The CBO has not reported many of the details of their analysis, such as the age distribution of individuals in the non-group market or in the exchange. So these data do not provide a strictly apples to apples comparison of premiums for the same individual in the exchange and in the no-reform non-group market. And their conclusion may change as legislation moves forward. But the key point is that, as of now, the most authoritative objective voice in this debate suggests that reform will significantly reduce, not increase, non-group premiums.

This conclusion is consistent with evidence from the state of Massachusetts. In their December 2007 report, AHIP reported that the average single premium at the end of 2006 for a non-group product in the U.S. was $2613. In a report issued just this week, AHIP found that the average single premium in mid-2009 was $2985, or a 14% increase. That same report presents results for the non-group markets in a set of states. One of those states is Massachusetts, which passed a health care reform similar to the one contemplated at the federal level in mid-2006. The major aspects of this reform took place in 2007, notably the introduction of large subsidies for low income populations, a merged non-group and small group insurance market, and a mandate on individuals to purchase health insurance. And the results have been an enormous reduction in the cost of non-group insurance in the state: the average individual premium in the state fell from $8537 at the end of 2006 to $5143 in mid-2009, a 40% reduction while the rest of the nation was seeing a 14% increase.

Example

As an example of the savings individuals may see under the House proposal, I consider the case of a 40 year old single person buying non-group insurance, as well as of a family consisting of 40 year old parents and two children. As noted above, the CBO has not released information on the age to which their “typical” exchange or non-group premiums refer, so I assume for now that they both apply to 40 year olds. For the family plan for a family of four, I assume the premium is 2.7 times the single premium, as with group insurance. The impact is for 2016, when reforms are fully phased in, although income is expressed in $2009 for ease of interpretation. To deflate costs from 2016 to 2009, I use the CPI (the rate of growth of the poverty line) for those who are paying a percentage of income, and I use the rate of premium growth for those who are paying the full premium.[1] The analysis compares what they would pay if they are currently insured in the non-group market versus what they will pay in the exchange.

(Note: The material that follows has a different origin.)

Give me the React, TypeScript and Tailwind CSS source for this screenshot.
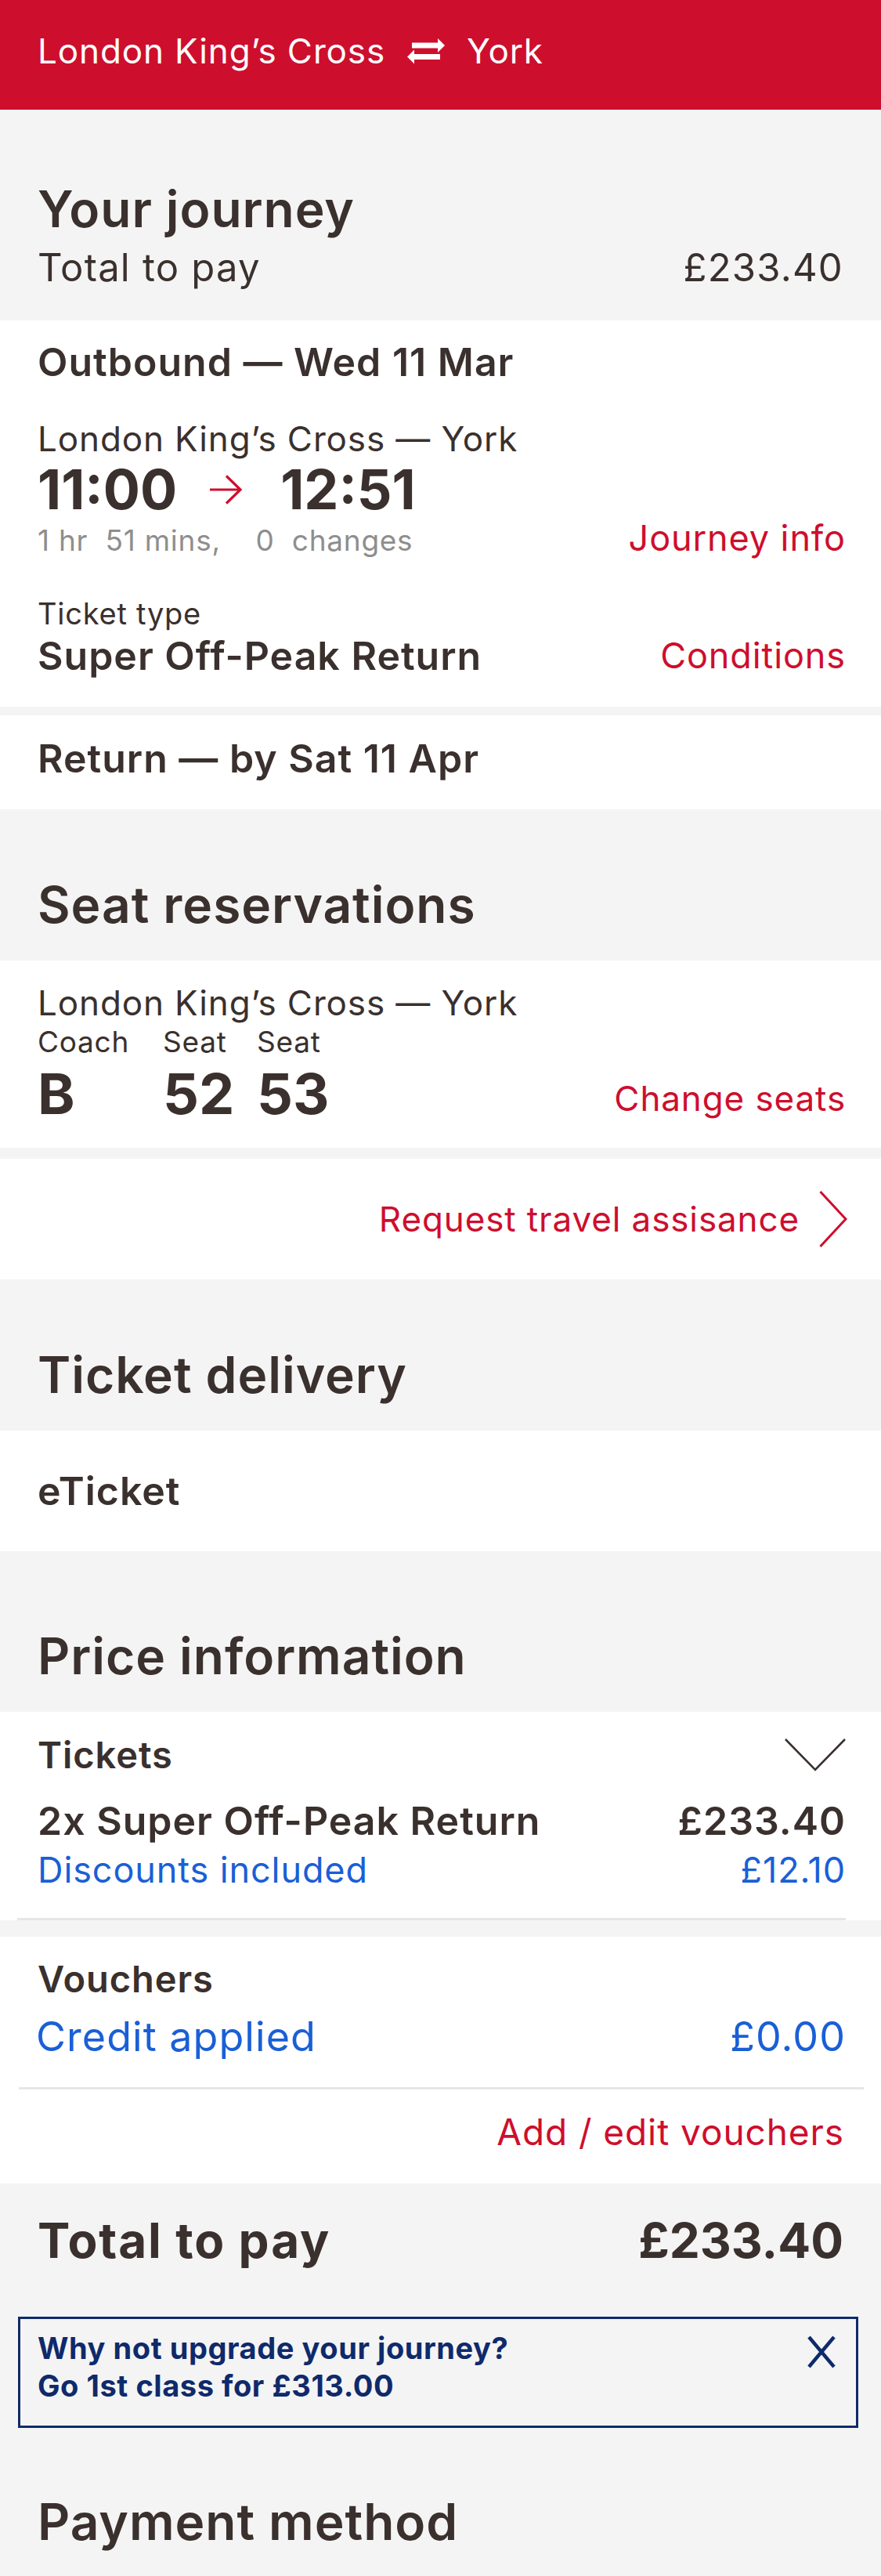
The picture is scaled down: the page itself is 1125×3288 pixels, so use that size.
import React from "react";

const RED = "text-[#ce0e2d]";

function SwapIcon() {
  return (
    <svg width="48" height="34" viewBox="0 0 48 34" className="mx-[28px] shrink-0" fill="#ffffff">
      <rect x="6" y="6.5" width="34" height="7" />
      <polygon points="39,1 48,10 39,19" />
      <rect x="8" y="21" width="34" height="7" />
      <polygon points="9,15.5 0,24.5 9,33.5" />
    </svg>
  );
}

function RightArrow() {
  return (
    <svg width="44" height="38" viewBox="0 0 44 38" className="ml-[40px] mr-[48px] shrink-0" fill="none" stroke="#ce0e2d" strokeWidth="3.2">
      <line x1="2" y1="19" x2="40" y2="19" />
      <polyline points="23,1.5 41,19 23,36.5" />
    </svg>
  );
}

function Chevron() {
  return (
    <svg width="36" height="72" viewBox="0 0 36 72" fill="none" stroke="#ce0e2d" strokeWidth="3" className="shrink-0">
      <polyline points="1.5,1 34,36 1.5,71" />
    </svg>
  );
}

function ChevronDown() {
  return (
    <svg width="78" height="42" viewBox="0 0 78 42" fill="none" stroke="#3a302d" strokeWidth="2.6" className="shrink-0">
      <polyline points="1,1 39,40 77,1" />
    </svg>
  );
}

function CloseX() {
  return (
    <svg width="44" height="42" viewBox="0 0 44 42" fill="none" stroke="#0f2a6b" strokeWidth="4.5" className="shrink-0">
      <line x1="6" y1="2" x2="38" y2="40" />
      <line x1="38" y1="2" x2="6" y2="40" />
    </svg>
  );
}

function SectionTitle({ children, pt }: { children: React.ReactNode; pt: string }) {
  return (
    <div className={`${pt} pb-[36px] px-[48px]`}>
      <h2 className="text-[64px] leading-[70px] font-semibold tracking-[0.015em]">{children}</h2>
    </div>
  );
}

export default function App() {
  return (
    <div className="min-h-screen w-[1125px] bg-[#f4f4f4] text-[#3a302d] font-['Inter',sans-serif]">
      {/* Header */}
      <div className="h-[140px] bg-[#ce0e2d] px-[48px] flex items-center pb-[10px] text-white text-[44px] tracking-[0.02em]">
        <span>London King’s Cross</span>
        <SwapIcon />
        <span>York</span>
      </div>

      {/* Your journey */}
      <div className="pt-[92px] pb-[37px] px-[48px]">
        <h2 className="text-[64px] leading-[70px] font-semibold tracking-[0.015em]">Your journey</h2>
        <div className="mt-[10px] flex justify-between items-center text-[49px] leading-[60px] tracking-[0.025em]">
          <span>Total to pay</span>
          <span>£233.40</span>
        </div>
      </div>

      {/* Outbound card */}
      <div className="bg-white pl-[48px] pr-[45px] pt-[25px] pb-[37px]">
        <div className="text-[50px] leading-[56px] font-semibold tracking-[0.02em]">Outbound — Wed 11 Mar</div>
        <div className="mt-[45px] text-[44px] leading-[50px] tracking-[0.02em]">London King’s Cross — York</div>
        <div className="-mt-[2px] flex items-center text-[70px] leading-[84px] font-bold">
          <span>11:00</span>
          <RightArrow />
          <span>12:51</span>
        </div>
        <div className="flex justify-between items-baseline">
          <span className="text-[37px] leading-[40px] text-[#8e8e8e] tracking-[0.02em]">
            1 hr&nbsp; 51 mins,&nbsp;&nbsp;&nbsp; 0&nbsp; changes
          </span>
          <span className={`text-[45px] leading-[40px] ${RED} tracking-[0.02em]`}>Journey info</span>
        </div>
        <div className="mt-[51px] flex justify-between items-end">
          <div>
            <div className="text-[38px] leading-[44px] tracking-[0.02em]">Ticket type</div>
            <div className="mt-[4px] text-[50px] leading-[56px] font-semibold tracking-[0.02em]">Super Off-Peak Return</div>
          </div>
          <span className={`text-[45px] leading-[56px] ${RED} tracking-[0.02em]`}>Conditions</span>
        </div>
      </div>

      <div className="h-[11px]" />

      {/* Return */}
      <div className="bg-white h-[120px] px-[48px] flex items-center pb-[10px]">
        <div className="text-[50px] leading-[56px] font-semibold tracking-[0.02em]">Return — by Sat 11 Apr</div>
      </div>

      <SectionTitle pt="pt-[87px]">Seat reservations</SectionTitle>

      {/* Seats card */}
      <div className="bg-white pl-[48px] pr-[45px] pt-[28px] pb-[26px]">
        <div className="text-[44px] leading-[53px] tracking-[0.02em]">London King’s Cross — York</div>
        <div className="flex justify-between items-end">
          <div className="grid grid-cols-[160px_120px_auto]">
            <span className="text-[37px] leading-[45px] tracking-[0.02em]">Coach</span>
            <span className="text-[37px] leading-[45px] tracking-[0.02em]">Seat</span>
            <span className="text-[37px] leading-[45px] tracking-[0.02em]">Seat</span>
            <span className="text-[72px] leading-[87px] font-bold">B</span>
            <span className="text-[72px] leading-[87px] font-bold">52</span>
            <span className="text-[72px] leading-[87px] font-bold">53</span>
          </div>
          <span className={`mb-[9px] text-[44px] leading-[56px] ${RED} tracking-[0.02em]`}>Change seats</span>
        </div>
      </div>

      <div className="h-[14px]" />

      {/* Request assistance */}
      <div className="bg-white h-[154px] pr-[43px] flex items-center justify-end gap-[25px]">
        <span className={`text-[44px] leading-[50px] ${RED} tracking-[0.02em]`}>Request travel assisance</span>
        <Chevron />
      </div>

      <SectionTitle pt="pt-[87px]">Ticket delivery</SectionTitle>

      <div className="bg-white h-[154px] px-[48px] flex items-center">
        <span className="text-[50px] leading-[56px] font-semibold tracking-[0.02em]">eTicket</span>
      </div>

      <SectionTitle pt="pt-[99px]">Price information</SectionTitle>

      {/* Tickets */}
      <div className="bg-white pt-[27px]">
        <div className="pl-[48px] pr-[45px]">
          <div className="flex justify-between items-center">
            <span className="text-[47px] leading-[56px] font-semibold tracking-[0.02em]">Tickets</span>
            <ChevronDown />
          </div>
          <div className="mt-[28px] flex justify-between items-center text-[50px] leading-[56px] font-semibold tracking-[0.02em]">
            <span>2x Super Off-Peak Return</span>
            <span>£233.40</span>
          </div>
          <div className="mt-[10px] flex justify-between items-center text-[45px] leading-[50px] text-[#1a5fd6] tracking-[0.02em]">
            <span>Discounts included</span>
            <span>£12.10</span>
          </div>
        </div>
        <div className="mt-[36px] ml-[22px] mr-[45px] h-[3px] bg-[#e6e6e6]" />
      </div>

      <div className="h-[21px]" />

      {/* Vouchers */}
      <div className="bg-white pt-[26px] pb-[41px]">
        <div className="pl-[48px] pr-[45px]">
          <div className="text-[47px] leading-[56px] font-semibold tracking-[0.02em]">Vouchers</div>
          <div className="mt-[16px] flex justify-between items-center text-[52px] leading-[60px] text-[#1a5fd6] tracking-[0.02em]">
            <span className="-ml-[2px]">Credit applied</span>
            <span>£0.00</span>
          </div>
        </div>
        <div className="mt-[34px] ml-[24px] mr-[22px] h-[3px] bg-[#e6e6e6]" />
        <div className={`mt-[29px] pr-[47px] text-right text-[46px] leading-[50px] ${RED} tracking-[0.02em]`}>
          Add / edit vouchers
        </div>
      </div>

      {/* Total */}
      <div className="pt-[38px] pl-[48px] pr-[48px] flex justify-between items-center text-[62px] leading-[70px] font-bold">
        <span className="tracking-[0.03em]">Total to pay</span>
        <span>£233.40</span>
      </div>

      {/* Upgrade box */}
      <div className="mt-[62px] ml-[23px] mr-[29px] border-[3px] border-[#0f2a6b] pl-[22px] pr-[22px] pt-[13px] pb-[27px] flex justify-between items-start">
        <div className="text-[38px] leading-[48px] font-bold text-[#0f2a6b] tracking-[0.015em]">
          <div>Why not upgrade your journey?</div>
          <div>Go 1st class for £313.00</div>
        </div>
        <div className="mt-[8px]">
          <CloseX />
        </div>
      </div>

      <div className="pt-[85px] pb-[33px] px-[48px]">
        <h2 className="text-[64px] leading-[70px] font-semibold tracking-[0.015em]">Payment method</h2>
      </div>
    </div>
  );
}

Figures 1 and 2 show the results of this analysis. I find that the savings are large for both singles and families, and that they are particularly large for the lowest income families that qualify for premium credits under the House bill but would be left to face the full high non-group premium without legislation. In particular, I find that the single individual would save over $3000 at low incomes (175% of poverty), and would save nearly $500 even at higher incomes (425% of poverty or higher). For families, the savings are much larger, ranging from over $9000 for low income families (at 175% of poverty) to $1260 for higher incomes (425% of poverty or higher).

It is worth noting that these savings are all in addition to the more generous benefits that these groups will receive through the exchange compared to the non-group market. The CBO reports that their estimated premium in the non-group market corresponds to an actuarial value of 60%. The actuarial values used in these estimates are as high as 93% (for those at 175% of poverty) and are at their lowest 70% (for those above 350% of poverty). So not only does the House proposal lower premiums, it does so while also improving coverage.

Conclusion

Analysis of the non-partisan information from the CBO suggests that for those facing purchase in the non-group market, the House bill will deliver savings ranging from $470 for singles to $1260 for families – even without subsidies. The savings are much larger for lower income populations that receive premium credits. This is in addition to the higher quality benefits that those in the exchange will receive, with actuarial values for low income populations well above what is typical in the non-group market today. It is also in addition to all the other benefits that this legislation will deliver to those consumers – in particular the guarantee, unavailable in most states, that prices would not be raised or the policy revoked if they became ill.


[1] Note that my methodology here differs slightly from a comparable analysis for the Senate Finance bill, where I used one common deflator for all figures and undertook the comparison for the first year of the legislation, rather than the third year. But the savings estimates are similar to what I would get under that alternative method.